O amigo que ficou, depois de
muito pensar, aboliu de seu dia-a-dia frases de autoajuda e promessas de
recompensas pós mortem, porquanto se convenceu que não eram oriundas do cadinho
das verdades humanas: “Há uma exuberância na bondade que parece ser maldade”.
O nada incomoda porque o ser, racionalmente vaidoso, quer ser, mas não quer
pensar em nada, pois sabe que a vida mais doce é não pensar em nada: Vida,
leva eu. “Quanto mais nos elevamos, menores parecemos aos olhos daqueles
que não sabem voar”.
Certo de que a recompensa
final dos mortos é não morrer nunca mais, o amigo sobrevivente, sem a resposta
ambicionada, e já no leito de morte, permitiu-se um último pensamento que não
era dele, mas que fora adotado, como se dele fosse: “Amamos a vida não
porque estamos acostumados à vida, mas a amar. Há sempre alguma loucura no
amor, mas há sempre também alguma razão na loucura.
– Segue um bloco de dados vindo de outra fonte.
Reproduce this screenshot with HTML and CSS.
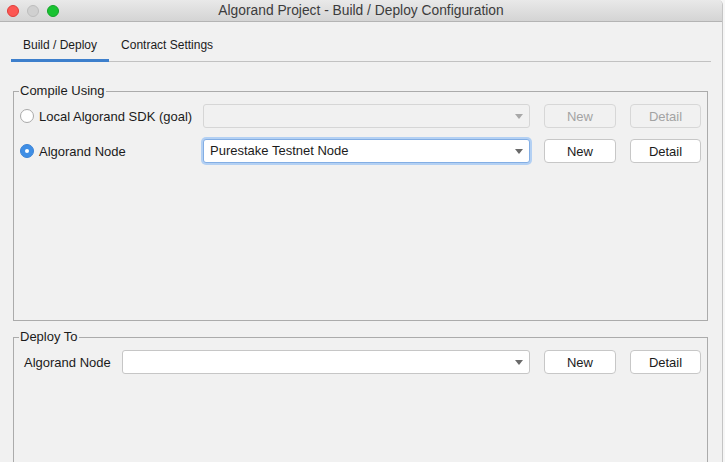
FILE: index.html
```html
<!DOCTYPE html>
<html>
<head>
<meta charset="utf-8">
<link rel="stylesheet" href="styles.css">
</head>
<body>
<div class="window">
  <div class="titlebar">
    <div class="lights">
      <span class="light red"></span>
      <span class="light gray"></span>
      <span class="light green"></span>
    </div>
    <div class="title">Algorand Project - Build / Deploy Configuration</div>
  </div>
  <div class="tabbar">
    <div class="tab active">Build / Deploy</div>
    <div class="tab">Contract Settings</div>
  </div>
  <div class="content">
    <fieldset class="group compile">
      <legend>Compile Using</legend>
      <div class="rows">
        <div class="row">
          <label class="radio-label"><span class="radio"></span>Local Algorand SDK (goal)</label>
          <div class="combo disabled"><span class="combo-text"></span><span class="arrow"></span></div>
          <div class="btn new disabled">New</div>
          <div class="btn detail disabled">Detail</div>
        </div>
        <div class="row">
          <label class="radio-label"><span class="radio checked"></span>Algorand Node</label>
          <div class="combo focused"><span class="combo-text">Purestake Testnet Node</span><span class="arrow"></span></div>
          <div class="btn new">New</div>
          <div class="btn detail">Detail</div>
        </div>
      </div>
    </fieldset>
    <fieldset class="group deploy">
      <legend>Deploy To</legend>
      <div class="rows">
        <div class="row">
          <label class="plain-label">Algorand Node</label>
          <div class="combo wide"><span class="combo-text"></span><span class="arrow"></span></div>
          <div class="btn new">New</div>
          <div class="btn detail">Detail</div>
        </div>
      </div>
    </fieldset>
  </div>
</div>
</body>
</html>
```
FILE: styles.css
```css
html, body {
  margin: 0;
  padding: 0;
  width: 725px;
  height: 462px;
  overflow: hidden;
  background: #f6f6f6;
  font-family: "Liberation Sans", Arial, sans-serif;
  font-size: 13px;
  color: #1b1b1b;
}

.window {
  width: 723px;
  height: 462px;
  background: #f1f1f1;
  border-right: 1px solid #c4c4c4;
  border-top-right-radius: 5px;
  overflow: hidden;
  box-sizing: border-box;
}

.titlebar {
  height: 22px;
  box-sizing: border-box;
  border-bottom: 1px solid #b4b4b4;
  background: linear-gradient(#e9e9e9, #d4d4d4);
  display: flex;
  align-items: center;
  position: relative;
}

.lights {
  display: flex;
  gap: 8px;
  padding-left: 7px;
}

.light {
  width: 12px;
  height: 12px;
  border-radius: 50%;
  box-sizing: border-box;
}
.light.red { background: #fc5753; border: 1px solid #df3d39; }
.light.gray { background: #d0d0d0; border: 1px solid #bdbdbd; }
.light.green { background: #19c332; border: 1px solid #14a329; }

.title {
  position: absolute;
  left: 0;
  right: 0;
  top: 0;
  line-height: 21px;
  text-align: center;
  color: #3c3c3c;
  font-size: 13.8px;
}

.tabbar {
  margin: 0 11px;
  height: 40px;
  box-sizing: border-box;
  border-bottom: 1px solid #c2c2c2;
  display: flex;
  align-items: flex-end;
}

.tab {
  padding: 15px 12px 6px;
  line-height: 16px;
  font-size: 12px;
  border-bottom: 3px solid transparent;
  margin-bottom: -1px;
}
.tab.active {
  border-bottom-color: #3d7fcc;
}

.content {
  padding: 21px 14px 0 13px;
}

.group {
  margin: 0;
  padding: 5px 6px 0 6px;
  border: 1px solid #ababab;
  min-width: 0;
}
.group legend {
  padding: 0 1px;
  margin-left: -1px;
  line-height: 16px;
}

.compile .rows {
  height: 216px;
}
.deploy {
  margin-top: 8px;
}
.deploy .rows {
  height: 200px;
}

.rows {
  display: flex;
  flex-direction: column;
  gap: 11px;
}

.row {
  display: flex;
  align-items: center;
  height: 24px;
}

.radio-label {
  width: 183px;
  flex: none;
  display: flex;
  align-items: center;
}
.plain-label {
  width: 98px;
  flex: none;
  margin-left: 4px;
}

.radio {
  width: 14px;
  height: 14px;
  border-radius: 50%;
  box-sizing: border-box;
  border: 1px solid #a9a9a9;
  background: #fff;
  margin-right: 5px;
  position: relative;
}
.radio.checked {
  background: #3f8ee5;
  border-color: #3a83d6;
}
.radio.checked::after {
  content: "";
  position: absolute;
  left: 4px;
  top: 4px;
  width: 4px;
  height: 4px;
  border-radius: 50%;
  background: #fff;
}

.combo {
  width: 327px;
  flex: none;
  height: 24px;
  box-sizing: border-box;
  border: 1px solid #c6c6c6;
  border-radius: 3px;
  background: #fff;
  display: flex;
  align-items: center;
  padding: 0 6px 0 6px;
}
.combo.wide { width: 408px; }
.combo.disabled {
  background: #f1f1f1;
  border-color: #d6d6d6;
}
.combo.focused {
  border-color: #83aee4;
  box-shadow: 0 0 0 2px #b3d0f3;
}
.combo-text {
  flex: 1;
  line-height: 16px;
}
.arrow {
  width: 0;
  height: 0;
  border-left: 4px solid transparent;
  border-right: 4px solid transparent;
  border-top: 5px solid #6a6a6a;
}
.combo.disabled .arrow {
  border-top-color: #a8a8a8;
}

.btn {
  height: 24px;
  flex: none;
  box-sizing: border-box;
  border: 1px solid #c7c7c7;
  border-radius: 4px;
  background: #fff;
  display: flex;
  align-items: center;
  justify-content: center;
  margin-left: 14px;
}
.btn.new { width: 72px; }
.btn.detail { width: 71px; }
.btn.disabled {
  background: #f1f1f1;
  border-color: #d7d7d7;
  color: #a3a3a3;
}
```
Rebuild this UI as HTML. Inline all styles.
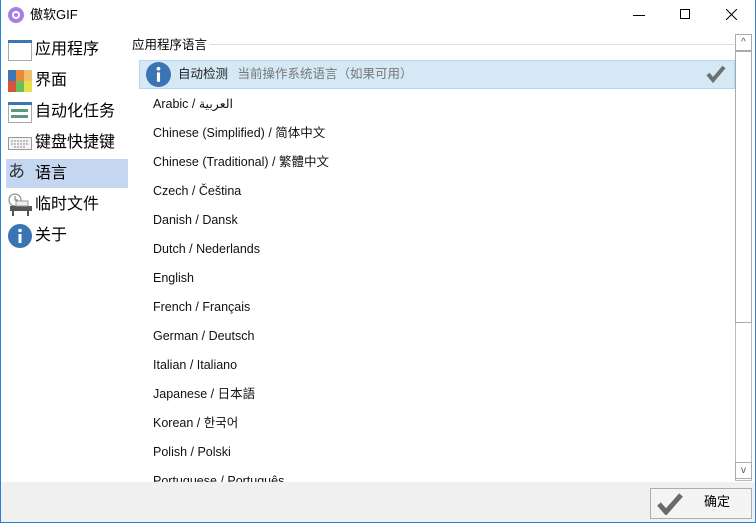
<!DOCTYPE html>
<html><head><meta charset="utf-8"><style>
*{margin:0;padding:0;box-sizing:border-box}
body{width:756px;height:523px;overflow:hidden;background:#fff;font-family:"Liberation Sans","Noto Sans CJK SC",sans-serif;position:relative;color:#000}
.win{position:absolute;left:0;top:0;width:756px;height:523px;border:1px solid #2b7fd6;border-top:none}
.title{position:absolute;left:30px;top:7px;font-size:13px;line-height:16px}
.nav{position:absolute;left:6px;font-size:16px;height:29px;width:122px;line-height:29px;padding-left:29px}
.ic{position:absolute;left:2px;top:3px;width:24px;height:24px}
.item{position:absolute;left:153px;font-size:12.5px;color:#111;line-height:16px;height:16px;white-space:nowrap}
.foot{position:absolute;left:1px;top:482px;width:754px;height:40px;background:#f0f0f0}
</style></head><body>
<div class="win"></div>
<svg style="position:absolute;left:8px;top:7px" width="16" height="16"><circle cx="8" cy="8" r="8" fill="#a57ee6"/><circle cx="8" cy="8" r="4" fill="#fff"/><circle cx="8" cy="8" r="2" fill="#a57ee6"/></svg>
<div class="title">傲软GIF</div>
<div style="position:absolute;left:633px;top:15px;width:12px;height:1px;background:#000"></div>
<div style="position:absolute;left:680px;top:9px;width:10px;height:10px;border:1px solid #000"></div>
<svg style="position:absolute;left:726px;top:9px" width="11" height="11"><path d="M0 0L11 11M11 0L0 11" stroke="#000"/></svg>

<div class="nav" style="top:35px"><svg class="ic" viewBox="0 0 24 24"><rect x="0.5" y="2.5" width="23" height="20" fill="#fff" stroke="#aaa"/><rect x="0" y="2" width="24" height="3" fill="#3d75b5"/></svg>应用程序</div>
<div class="nav" style="top:66px"><svg class="ic" viewBox="0 0 24 24"><rect x="0" y="1" width="8" height="11" fill="#3d75b5"/><rect x="8" y="1" width="8" height="11" fill="#ea8a3a"/><rect x="16" y="1" width="8" height="11" fill="#f0c070"/><rect x="0" y="12" width="8" height="11" fill="#d9533a"/><rect x="8" y="12" width="8" height="11" fill="#6bbf5a"/><rect x="16" y="12" width="8" height="11" fill="#e6e04a"/></svg>界面</div>
<div class="nav" style="top:97px"><svg class="ic" viewBox="0 0 24 24"><rect x="0.5" y="2.5" width="23" height="20" fill="#fff" stroke="#aaa"/><rect x="0" y="2" width="24" height="3" fill="#3d75b5"/><rect x="3" y="9" width="17" height="3" fill="#5a9a7a"/><rect x="3" y="15" width="17" height="3" fill="#5a9a7a"/></svg>自动化任务</div>
<div class="nav" style="top:128px"><svg class="ic" viewBox="0 0 24 24"><rect x="0.5" y="6.5" width="23" height="12" fill="#f4f4f4" stroke="#999"/><path d="M3 10h18M3 13h18M6 16h12" stroke="#888" stroke-dasharray="2 1"/></svg>键盘快捷键</div>
<div class="nav" style="top:159px;background:#c4d6f0"><span class="ic" style="font-size:17px;line-height:20px;color:#333">あ</span>语言</div>
<div class="nav" style="top:190px"><svg class="ic" viewBox="0 0 24 24"><circle cx="7" cy="7" r="6" fill="#fff" stroke="#777"/><path d="M7 3v4h3" stroke="#777" fill="none"/><rect x="2" y="13" width="22" height="5" fill="#555"/><rect x="8" y="8" width="12" height="5" fill="#eee" stroke="#999"/><path d="M5 18v5M20 18v5" stroke="#555" stroke-width="2"/></svg>临时文件</div>
<div class="nav" style="top:221px"><svg class="ic" viewBox="0 0 24 24"><circle cx="12" cy="12" r="12" fill="#3a74b3"/><rect x="10.5" y="10" width="3" height="9" fill="#fff"/><circle cx="12" cy="6.5" r="1.8" fill="#fff"/></svg>关于</div>

<div style="position:absolute;left:132px;top:37px;font-size:12.5px;line-height:16px">应用程序语言</div>
<div style="position:absolute;left:210px;top:44px;width:524px;height:1px;background:#ddd"></div>

<div style="position:absolute;left:139px;top:60px;width:596px;height:29px;background:#d4e8f6;border:1px solid #b6d7ef"></div>
<svg style="position:absolute;left:146px;top:62px" width="25" height="25" viewBox="0 0 24 24"><circle cx="12" cy="12" r="12" fill="#3a74b3"/><rect x="10.5" y="10" width="3" height="9" fill="#fff"/><circle cx="12" cy="6.5" r="1.8" fill="#fff"/></svg>
<div style="position:absolute;left:178px;top:66px;font-size:12.5px;line-height:16px;color:#222">自动检测 <span style="color:#777;margin-left:6px">当前操作系统语言（如果可用）</span></div>
<svg style="position:absolute;left:706px;top:65px" width="20" height="18"><path d="M2 9l5 6L18 2" stroke="#6f6f6f" stroke-width="4" fill="none"/></svg>

<div class="item" style="top:96px">Arabic / العربية</div>
<div class="item" style="top:125px">Chinese (Simplified) / 简体中文</div>
<div class="item" style="top:154px">Chinese (Traditional) / 繁體中文</div>
<div class="item" style="top:183px">Czech / Čeština</div>
<div class="item" style="top:212px">Danish / Dansk</div>
<div class="item" style="top:241px">Dutch / Nederlands</div>
<div class="item" style="top:270px">English</div>
<div class="item" style="top:299px">French / Français</div>
<div class="item" style="top:328px">German / Deutsch</div>
<div class="item" style="top:357px">Italian / Italiano</div>
<div class="item" style="top:386px">Japanese / 日本語</div>
<div class="item" style="top:415px">Korean / 한국어</div>
<div class="item" style="top:444px">Polish / Polski</div>
<div class="item" style="top:473px">Portuguese / Português</div>

<div style="position:absolute;left:735px;top:34px;width:17px;height:447px;background:#fff;border:1px solid #bbb"></div>
<div style="position:absolute;left:735px;top:34px;width:17px;height:17px;border:1px solid #aaa;font-size:10px;text-align:center;line-height:15px;color:#555">^</div>
<div style="position:absolute;left:735px;top:51px;width:17px;height:272px;border:1px solid #aaa;background:#fff"></div>
<div style="position:absolute;left:735px;top:462px;width:17px;height:17px;border:1px solid #aaa;font-size:10px;text-align:center;line-height:15px;color:#555">v</div>

<div class="foot"></div>
<div style="position:absolute;left:650px;top:488px;width:102px;height:31px;border:1px solid #adadad;background:#f4f4f4"></div>
<svg style="position:absolute;left:657px;top:493px" width="26" height="22"><path d="M2 11l7 8L24 2" stroke="#6a6a6a" stroke-width="5" fill="none"/></svg>
<div style="position:absolute;left:704px;top:494px;font-size:13px;line-height:16px">确定</div>
</body></html>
Quem tem por que viver pode
suportar quase qualquer como”. E foi-se ao encontro do obscuro,
convicto que este mundo é a única parte da realidade que não se deve rejeitar, lembrando
que quando se coloca o centro de gravidade da vida, não na vida, mas no “além”
– no nada – tira-se da vida o seu centro de gravidade.